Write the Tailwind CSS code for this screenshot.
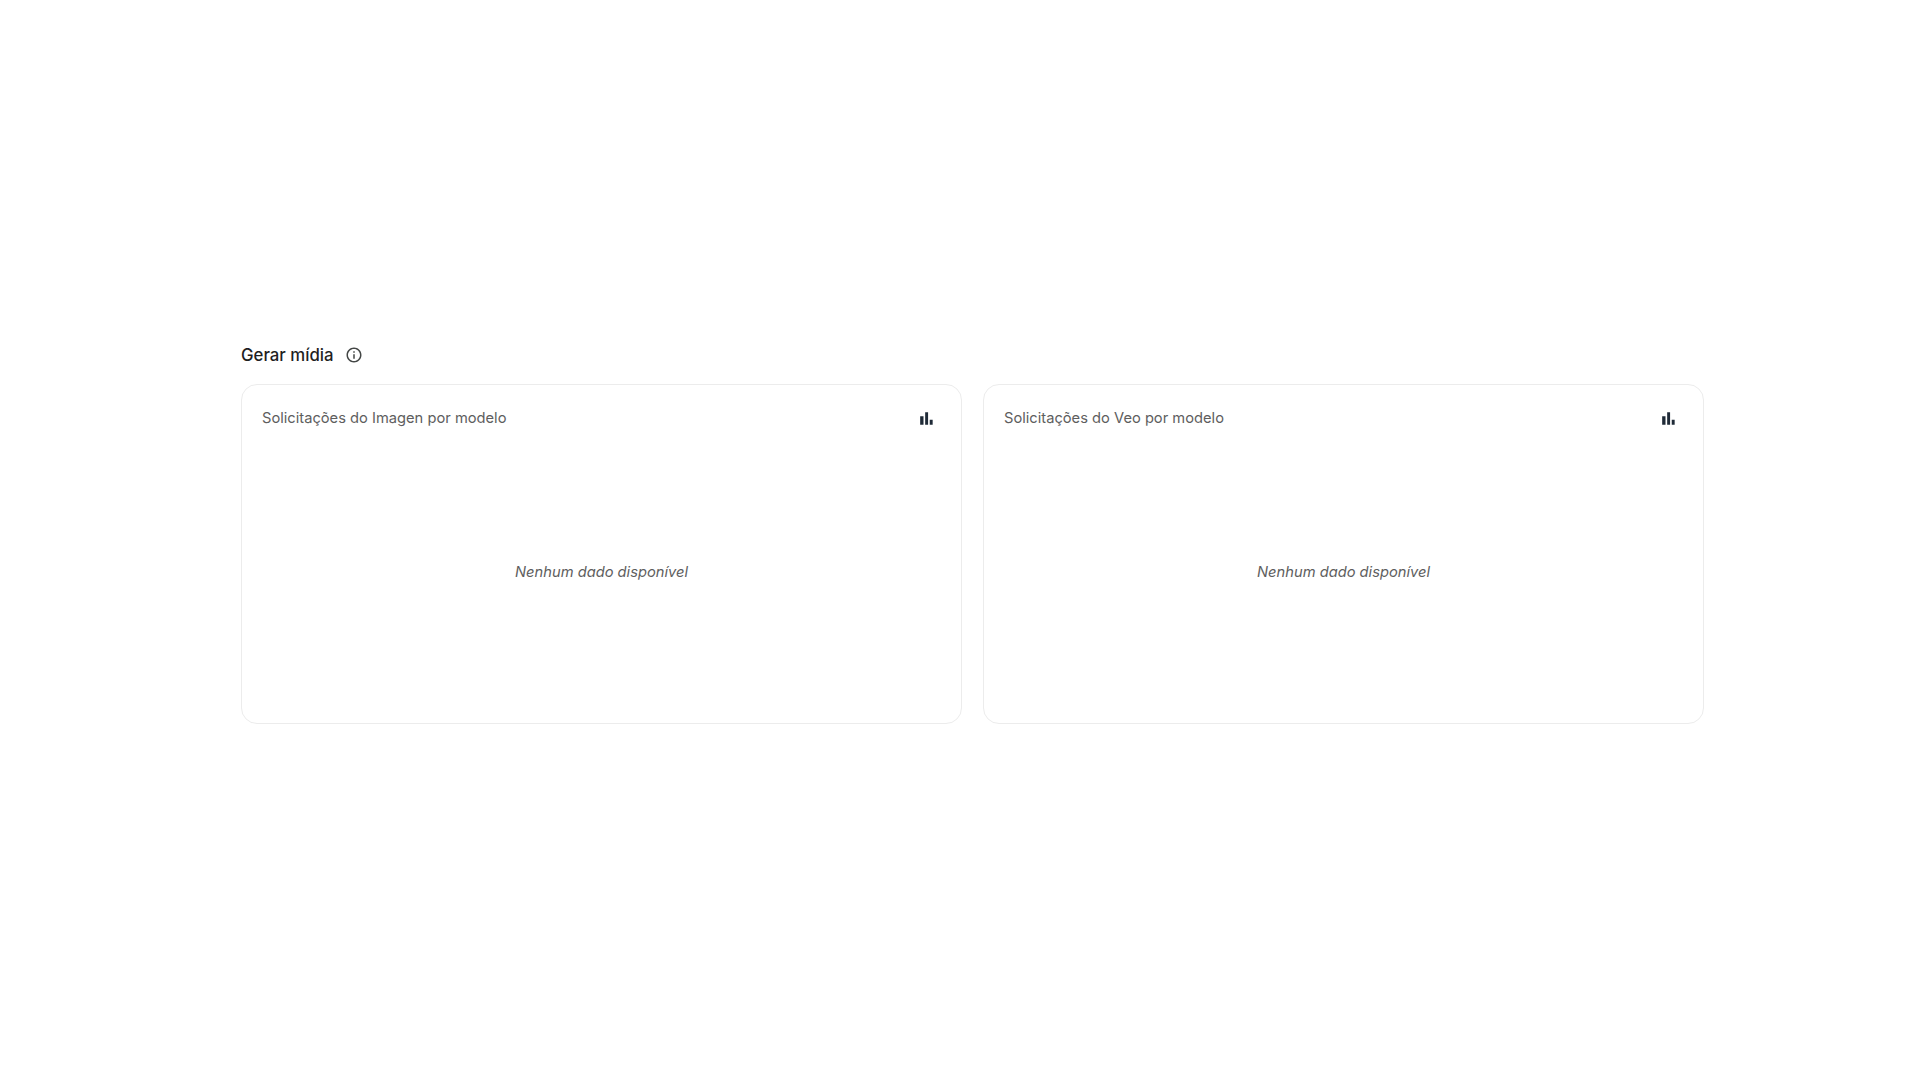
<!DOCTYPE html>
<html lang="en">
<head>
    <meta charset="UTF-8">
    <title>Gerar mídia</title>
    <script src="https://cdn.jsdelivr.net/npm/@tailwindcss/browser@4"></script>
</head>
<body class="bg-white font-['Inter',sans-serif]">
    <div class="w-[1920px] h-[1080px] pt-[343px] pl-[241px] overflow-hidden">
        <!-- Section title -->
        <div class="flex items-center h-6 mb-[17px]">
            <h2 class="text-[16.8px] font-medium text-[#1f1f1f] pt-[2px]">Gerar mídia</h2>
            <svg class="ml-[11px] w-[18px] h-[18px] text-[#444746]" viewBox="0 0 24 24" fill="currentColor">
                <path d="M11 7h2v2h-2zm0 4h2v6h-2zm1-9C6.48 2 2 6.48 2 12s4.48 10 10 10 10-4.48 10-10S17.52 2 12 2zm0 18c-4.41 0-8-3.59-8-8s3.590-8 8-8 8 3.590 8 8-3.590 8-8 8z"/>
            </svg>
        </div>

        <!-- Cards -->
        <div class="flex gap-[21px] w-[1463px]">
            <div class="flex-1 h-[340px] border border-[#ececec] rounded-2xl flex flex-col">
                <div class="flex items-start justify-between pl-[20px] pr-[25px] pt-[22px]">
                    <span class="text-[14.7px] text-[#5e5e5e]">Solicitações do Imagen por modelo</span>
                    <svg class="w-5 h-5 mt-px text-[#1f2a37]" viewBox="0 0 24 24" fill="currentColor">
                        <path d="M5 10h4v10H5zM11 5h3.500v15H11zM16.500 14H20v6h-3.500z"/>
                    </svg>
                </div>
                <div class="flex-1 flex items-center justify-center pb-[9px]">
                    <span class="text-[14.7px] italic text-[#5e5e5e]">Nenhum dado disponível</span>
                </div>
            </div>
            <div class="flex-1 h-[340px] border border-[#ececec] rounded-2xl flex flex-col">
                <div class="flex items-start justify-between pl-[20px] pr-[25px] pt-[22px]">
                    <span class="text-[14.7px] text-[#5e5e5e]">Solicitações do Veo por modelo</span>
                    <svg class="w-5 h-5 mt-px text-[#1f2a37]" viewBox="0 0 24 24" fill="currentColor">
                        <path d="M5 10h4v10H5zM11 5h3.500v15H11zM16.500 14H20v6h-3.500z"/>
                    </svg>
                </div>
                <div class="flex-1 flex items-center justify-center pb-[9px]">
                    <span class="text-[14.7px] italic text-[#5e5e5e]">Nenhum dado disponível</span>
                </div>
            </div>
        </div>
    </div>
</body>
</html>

* **Exercise**: Set the pictures aside and transcribe the data above exactly.

* **Correct result**:
Write the Tailwind CSS code for this screenshot.
<!DOCTYPE html>
<html lang="en">
<head>
    <meta charset="UTF-8">
    <title>Gerar mídia</title>
    <script src="https://cdn.jsdelivr.net/npm/@tailwindcss/browser@4"></script>
</head>
<body class="bg-white font-['Inter',sans-serif]">
    <div class="w-[1920px] h-[1080px] pt-[343px] pl-[241px] overflow-hidden">
        <!-- Section title -->
        <div class="flex items-center h-6 mb-[17px]">
            <h2 class="text-[16.8px] font-medium text-[#1f1f1f] pt-[2px]">Gerar mídia</h2>
            <svg class="ml-[11px] w-[18px] h-[18px] text-[#444746]" viewBox="0 0 24 24" fill="currentColor">
                <path d="M11 7h2v2h-2zm0 4h2v6h-2zm1-9C6.48 2 2 6.48 2 12s4.48 10 10 10 10-4.48 10-10S17.52 2 12 2zm0 18c-4.41 0-8-3.59-8-8s3.590-8 8-8 8 3.590 8 8-3.590 8-8 8z"/>
            </svg>
        </div>

        <!-- Cards -->
        <div class="flex gap-[21px] w-[1463px]">
            <div class="flex-1 h-[340px] border border-[#ececec] rounded-2xl flex flex-col">
                <div class="flex items-start justify-between pl-[20px] pr-[25px] pt-[22px]">
                    <span class="text-[14.7px] text-[#5e5e5e]">Solicitações do Imagen por modelo</span>
                    <svg class="w-5 h-5 mt-px text-[#1f2a37]" viewBox="0 0 24 24" fill="currentColor">
                        <path d="M5 10h4v10H5zM11 5h3.500v15H11zM16.500 14H20v6h-3.500z"/>
                    </svg>
                </div>
                <div class="flex-1 flex items-center justify-center pb-[9px]">
                    <span class="text-[14.7px] italic text-[#5e5e5e]">Nenhum dado disponível</span>
                </div>
            </div>
            <div class="flex-1 h-[340px] border border-[#ececec] rounded-2xl flex flex-col">
                <div class="flex items-start justify-between pl-[20px] pr-[25px] pt-[22px]">
                    <span class="text-[14.7px] text-[#5e5e5e]">Solicitações do Veo por modelo</span>
                    <svg class="w-5 h-5 mt-px text-[#1f2a37]" viewBox="0 0 24 24" fill="currentColor">
                        <path d="M5 10h4v10H5zM11 5h3.500v15H11zM16.500 14H20v6h-3.500z"/>
                    </svg>
                </div>
                <div class="flex-1 flex items-center justify-center pb-[9px]">
                    <span class="text-[14.7px] italic text-[#5e5e5e]">Nenhum dado disponível</span>
                </div>
            </div>
        </div>
    </div>
</body>
</html>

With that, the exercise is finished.